In response, Netanyahu cancelled a planned visit by Israeli officials to Washington during which the US side was set to propose alternatives to a ground assault in Rafah. The move raised criticism in Israeli media that Netanyahu was straining Israel's most important alliance in order to placate hard-liners in his governing coalition.

"He is prepared to sacrifice Israel's relations with the United States for a short-lived political-media coup. He has completely lost it," Ben Caspit, a prominent columnist in the Israeli newspaper Maariv, wrote.

He said Netanyahu has been trying US patience by dragging his feet on ensuring more humanitarian aid gets into Gaza and on drawing up post-war plans. "Now, instead of doing everything to placate them, he is flailing about like a baby throwing a tantrum."

Israeli Defence Minister Yoav Gallant, in Washington on a separate trip, held talks Tuesday with Secretary of State Antony Blinken and with top US defence leaders.

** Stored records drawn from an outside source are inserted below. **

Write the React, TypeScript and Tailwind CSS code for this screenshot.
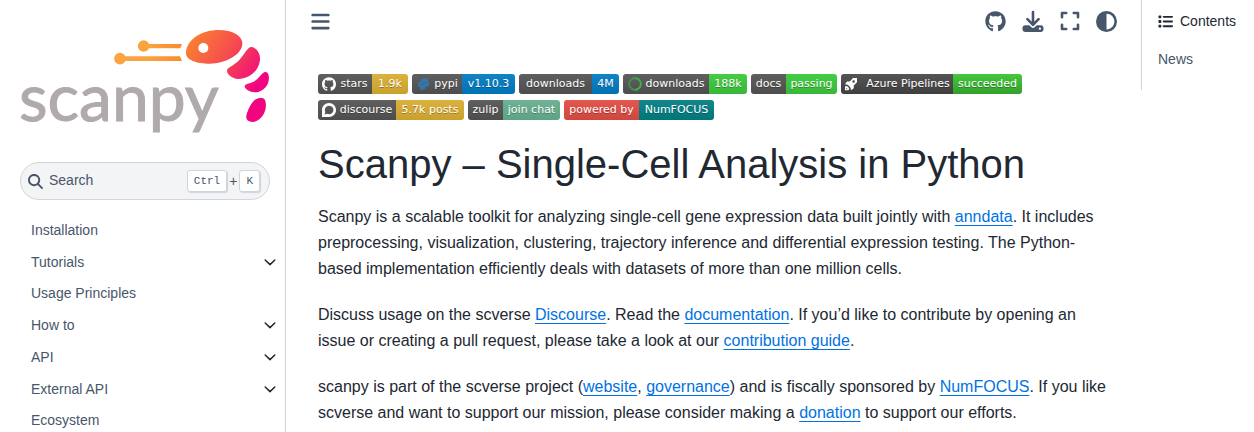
import type { ReactNode } from "react";
import { FaBars, FaCircleHalfStroke, FaGithub, FaList, FaMagnifyingGlass } from "react-icons/fa6";
import { SiDiscourse, SiGithub } from "react-icons/si";

function Logo() {
  return (
    <svg viewBox="60 60 750 330" className="block w-full" role="img" aria-label="scanpy">
      <defs>
        <linearGradient id="shrimp" gradientUnits="userSpaceOnUse" x1="540" y1="90" x2="770" y2="235">
          <stop offset="0" stopColor="#fb8a2c" />
          <stop offset="0.5" stopColor="#f6504c" />
          <stop offset="1" stopColor="#f0047f" />
        </linearGradient>
        <linearGradient id="antenna" gradientUnits="userSpaceOnUse" x1="440" y1="0" x2="550" y2="0">
          <stop offset="0" stopColor="#fba340" />
          <stop offset="1" stopColor="#fb8a2c" />
        </linearGradient>
      </defs>
      <g fill="url(#antenna)">
        <circle cx="431" cy="108" r="17.5" />
        <path d="M431 102H546L541 115H431Z" />
        <circle cx="360" cy="146" r="17.5" />
        <path d="M360 139H540L546 153H360Z" />
      </g>
      <g fill="url(#shrimp)">
        <path d="M558 125C562 85 610 60 655 60C700 60 727 78 727 100C727 135 675 161 630 161C590 161 555 150 558 125Z" />
        <path d="M755 111C775 115 783 140 779 155C774 185 745 207 715 207C695 205 681 193 681 182C681 172 700 168 716 152C735 130 745 108 755 111Z" />
        <path d="M797 186C806 187 808 200 806 212C802 235 780 247 765 247C748 246 733 237 734 228C736 221 752 221 764 213C780 202 788 184 797 186Z" />
        <path d="M786 264C797 265 799 280 797 295C793 318 775 336 758 336C744 336 737 328 739 317C743 300 752 280 765 269C772 264 780 263 786 264Z" />
      </g>
      <circle cx="610" cy="114" r="15" fill="#fff" />
      <text x="57" y="334" fontSize="198" fill="#b0aaab" stroke="#b0aaab" strokeWidth="3" fontFamily="Lato, sans-serif">
        scanpy
      </text>
    </svg>
  );
}

function ChevronDown() {
  return (
    <svg viewBox="0 0 12 8" className="h-2 w-3" fill="none" stroke="#222832" strokeWidth="1.5" strokeLinecap="round" strokeLinejoin="round" aria-hidden="true">
      <path d="M1.2 2L6 6.6L10.8 2" />
    </svg>
  );
}

function DownloadIcon() {
  return (
    <svg viewBox="0 0 22 22" className="h-[22px] w-[22px]" aria-hidden="true">
      <path d="M11 2V14M5.4 9.2L11 14.8L16.6 9.2" fill="none" stroke="currentColor" strokeWidth="2.6" strokeLinecap="round" strokeLinejoin="round" />
      <path
        fillRule="evenodd"
        fill="currentColor"
        d="M3.5 15.2H7.2L9.4 17.3Q11 18.5 12.6 17.3L14.8 15.2H18.5A3 3 0 0 1 21.5 18.2V19A3 3 0 0 1 18.5 22H3.5A3 3 0 0 1 .5 19V18.2A3 3 0 0 1 3.5 15.2ZM17.9 17.4A1.2 1.2 0 1 0 17.9 19.8A1.2 1.2 0 1 0 17.9 17.4Z"
      />
    </svg>
  );
}

function ExpandIcon() {
  return (
    <svg viewBox="0 0 20 20" className="h-5 w-5" fill="none" stroke="currentColor" strokeWidth="2.6" strokeLinecap="round" strokeLinejoin="round" aria-hidden="true">
      <path d="M2 6.2V2H6.2M13.8 2H18V6.2M18 13.8V18H13.8M6.2 18H2V13.8" />
    </svg>
  );
}

function PythonMark() {
  return (
    <svg viewBox="0 0 14 14" className="h-3.5 w-3.5" aria-hidden="true">
      <path d="M4.6 2.4L9 1L12 2V4.4L13 5V8.6L10.6 9.6L9.4 9.8V12L6.4 13L4 12.2V10.4L2 9.6V5.8L4.6 4.8Z" fill="#3775a9" />
      <path d="M4.4 8.2L7.2 6.8L11.4 5.4" fill="none" stroke="#2f6593" strokeWidth="0.8" />
    </svg>
  );
}

function DaskRing() {
  return (
    <svg viewBox="0 0 14 14" className="h-3.5 w-3.5" aria-hidden="true">
      <circle cx="7" cy="7" r="5.8" fill="none" stroke="#3eb049" strokeWidth="2" strokeDasharray="2.2 0.4" opacity="0.7" />
      <path d="M7 1.2A5.8 5.8 0 0 1 7 12.8" fill="none" stroke="#3eb049" strokeWidth="1.6" />
    </svg>
  );
}

function Rocket() {
  return (
    <svg viewBox="0 0 14 14" className="mr-1 h-3.5 w-3.5" fill="#fff" aria-hidden="true">
      <path
        fillRule="evenodd"
        d="M13 1V5.2L9.8 8.4V11.2L7 13.2L6.4 10.4L3.8 7.8L1 7.2L3 4.4H5.8L9 1ZM9.6 3.2A1.3 1.3 0 1 0 9.6 5.8A1.3 1.3 0 1 0 9.6 3.2Z"
      />
      <path d="M1 9.4L3 9L5.2 11.2L4.6 13.2H1ZM2.2 10.8V12.2H3.6Z" fillRule="evenodd" />
    </svg>
  );
}

type BadgeProps = {
  label: string;
  value: string;
  labelClass: string;
  valueClass: string;
  icon?: ReactNode;
};

function Badge({ label, value, labelClass, valueClass, icon }: BadgeProps) {
  return (
    <a
      href="#"
      className="flex h-5 overflow-hidden rounded-[3px] font-['DejaVu_Sans',sans-serif] text-[11px] leading-5 whitespace-nowrap text-white [text-shadow:0_1px_0_rgba(1,1,1,0.3)]"
    >
      <span className={`flex items-center justify-center gap-1 bg-linear-to-b ${labelClass}`}>
        {icon}
        {label}
      </span>
      <span className={`flex items-center justify-center bg-linear-to-b ${valueClass}`}>{value}</span>
    </a>
  );
}

const badgeRows: BadgeProps[][] = [
  [
    { label: "stars", value: "1.9k", labelClass: "w-[54px] from-[#5f5f5f] to-[#4d4d4d]", valueClass: "w-[36px] from-[#dcb23f] to-[#c9a02d]", icon: <SiGithub size={14} /> },
    { label: "pypi", value: "v1.10.3", labelClass: "w-[50px] from-[#5f5f5f] to-[#4d4d4d]", valueClass: "w-[53px] from-[#1283c6] to-[#0071b2]", icon: <PythonMark /> },
    { label: "downloads", value: "4M", labelClass: "w-[73px] from-[#5f5f5f] to-[#4d4d4d]", valueClass: "w-[27px] from-[#1283c6] to-[#0071b2]" },
    { label: "downloads", value: "188k", labelClass: "w-[86px] from-[#5f5f5f] to-[#4d4d4d]", valueClass: "w-[38px] from-[#44cc44] to-[#38b838]", icon: <DaskRing /> },
    { label: "docs", value: "passing", labelClass: "w-[35px] from-[#5f5f5f] to-[#4d4d4d]", valueClass: "w-[51px] from-[#44cc44] to-[#38b838]" },
    { label: "Azure Pipelines", value: "succeeded", labelClass: "w-[112px] from-[#555555] to-[#3f3f3f]", valueClass: "w-[69px] from-[#44c83c] to-[#339f2c]", icon: <Rocket /> },
  ],
  [
    { label: "discourse", value: "5.7k posts", labelClass: "w-[78px] from-[#5f5f5f] to-[#4d4d4d]", valueClass: "w-[68px] from-[#dcb23f] to-[#c9a02d]", icon: <SiDiscourse size={14} /> },
    { label: "zulip", value: "join chat", labelClass: "w-[35px] from-[#5f5f5f] to-[#4d4d4d]", valueClass: "w-[57px] from-[#6fb397] to-[#5ea286]" },
    { label: "powered by", value: "NumFOCUS", labelClass: "w-[75px] from-[#e2584f] to-[#cf463d]", valueClass: "w-[75px] from-[#12868b] to-[#00757a]" },
  ],
];

const navItems = [
  { label: "Installation", nested: false },
  { label: "Tutorials", nested: true },
  { label: "Usage Principles", nested: false },
  { label: "How to", nested: true },
  { label: "API", nested: true },
  { label: "External API", nested: true },
  { label: "Ecosystem", nested: false },
];

function TextLink({ children }: { children: ReactNode }) {
  return (
    <a href="#" className="text-[#0072e3] underline decoration-1 underline-offset-[3px]">
      {children}
    </a>
  );
}

function Key({ children }: { children: ReactNode }) {
  return (
    <kbd className="rounded-[3px] border border-[#d1d5da] bg-white px-1.5 font-['Liberation_Mono',monospace] text-[11px] leading-5 shadow-[1px_1px_1px_#d1d5da]">
      {children}
    </kbd>
  );
}

export default function App() {
  return (
    <div className="flex h-screen overflow-hidden bg-white font-['Liberation_Sans',Arial,sans-serif] text-[#222832]">
      <aside className="w-[286px] shrink-0 border-r border-[#d1d5da] pt-[30px]">
        <a href="#" className="mr-[15px] ml-5 block">
          <Logo />
        </a>
        <div className="mt-[22px] pr-[15px] pl-5">
          <button type="button" className="flex h-[38px] w-full items-center rounded-full border border-[#d1d5da] bg-[#f3f4f5] pr-[9px] pl-[7px] text-[14px] leading-5 text-[#48566b]">
            <FaMagnifyingGlass size={15} aria-hidden="true" />
            <span className="ml-1.5 pb-0.5">Search</span>
            <span className="ml-auto flex items-center gap-0.5">
              <Key>Ctrl</Key>+<Key>K</Key>
            </span>
          </button>
        </div>
        <nav aria-label="Section navigation" className="mt-[15px] pr-[9px] pl-[31px] text-[14px] text-[#48566b]">
          <ul>
            {navItems.map((item) => (
              <li key={item.label} className={item.nested ? "flex h-8 items-center justify-between" : "flex h-[31px] items-center"}>
                <a href="#">{item.label}</a>
                {item.nested && (
                  <button type="button" aria-label={`Expand ${item.label}`}>
                    <ChevronDown />
                  </button>
                )}
              </li>
            ))}
          </ul>
        </nav>
      </aside>

      <main className="min-w-0 flex-1 px-8">
        <header className="-mx-2 flex h-[42px] items-center justify-between text-[#48566b]">
          <button type="button" aria-label="Toggle navigation">
            <FaBars size={21} />
          </button>
          <div className="flex items-center gap-4">
            <a href="#" aria-label="GitHub">
              <FaGithub size={21} />
            </a>
            <button type="button" aria-label="Download">
              <DownloadIcon />
            </button>
            <button type="button" aria-label="Fullscreen">
              <ExpandIcon />
            </button>
            <button type="button" aria-label="Colour theme">
              <FaCircleHalfStroke size={21} />
            </button>
          </div>
        </header>

        <article>
          <div className="mt-8 flex flex-col gap-1.5">
            {badgeRows.map((row, index) => (
              <div key={index} className="flex gap-1">
                {row.map((badge) => (
                  <Badge key={badge.label + badge.value} {...badge} />
                ))}
              </div>
            ))}
          </div>
          <h1 className="mt-5 text-[40px] leading-[48px]">Scanpy – Single-Cell Analysis in Python</h1>
          <div className="mt-4 flex flex-col gap-5 text-base leading-[26px]">
            <p>
              Scanpy is a scalable toolkit for analyzing single-cell gene expression data built jointly with <TextLink>anndata</TextLink>. It
              includes preprocessing, visualization, clustering, trajectory inference and differential expression testing. The Python-based
              implementation efficiently deals with datasets of more than one million cells.
            </p>
            <p>
              Discuss usage on the scverse <TextLink>Discourse</TextLink>. Read the <TextLink>documentation</TextLink>. If you’d like to
              contribute by opening an issue or creating a pull request, please take a look at our{" "}
              <TextLink>contribution guide</TextLink>.
            </p>
            <p>
              scanpy is part of the scverse project (<TextLink>website</TextLink>, <TextLink>governance</TextLink>) and is fiscally sponsored
              by <TextLink>NumFOCUS</TextLink>. If you like scverse and want to support our mission, please consider making a{" "}
              <TextLink>donation</TextLink> to support our efforts.
            </p>
          </div>
        </article>
      </main>

      <aside className="h-[90px] w-[113px] shrink-0 border-l border-[#d1d5da] pt-3 pl-4 text-[14px]">
        <h2 className="flex items-center gap-[7px] leading-[18px]">
          <FaList size={15} aria-hidden="true" />
          Contents
        </h2>
        <a href="#" className="mt-5 block leading-[18px] text-[#48566b]">
          News
        </a>
      </aside>
    </div>
  );
}
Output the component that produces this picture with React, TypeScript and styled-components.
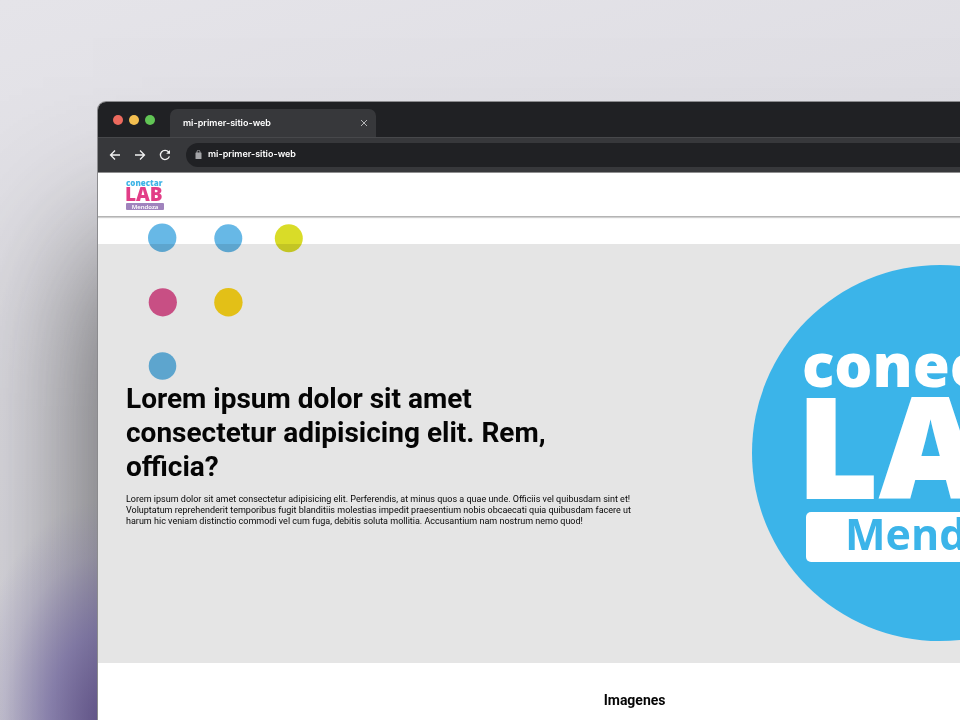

Ahead of the meeting, US Defense Secretary Lloyd Austin described civilian casualties in Gaza as "far too high" and aid deliveries as "far too low". But he also repeated the belief that Israel has the right to defend itself and the US would always be there to help.

Gallant said he told Blinken "that Israel will not cease operating in Gaza until the return of all the hostages. Only a decisive victory will bring to an end of this war".

Hamas' top political leader, Ismail Haniyeh, said the UN resolution showed that Israel faces "an unprecedented (level of) political isolation" and was "losing its political cover" at the Security Council.

The war began on October 7, when Hamas-led militants stormed across the border and attacked communities in southern Israel, killing some 1,200 people, mostly civilians, and abducting around 250 others.

The US, Qatar and Egypt have spent several weeks trying to negotiate another cease-fire and hostage release, but those efforts appeared to have stalled.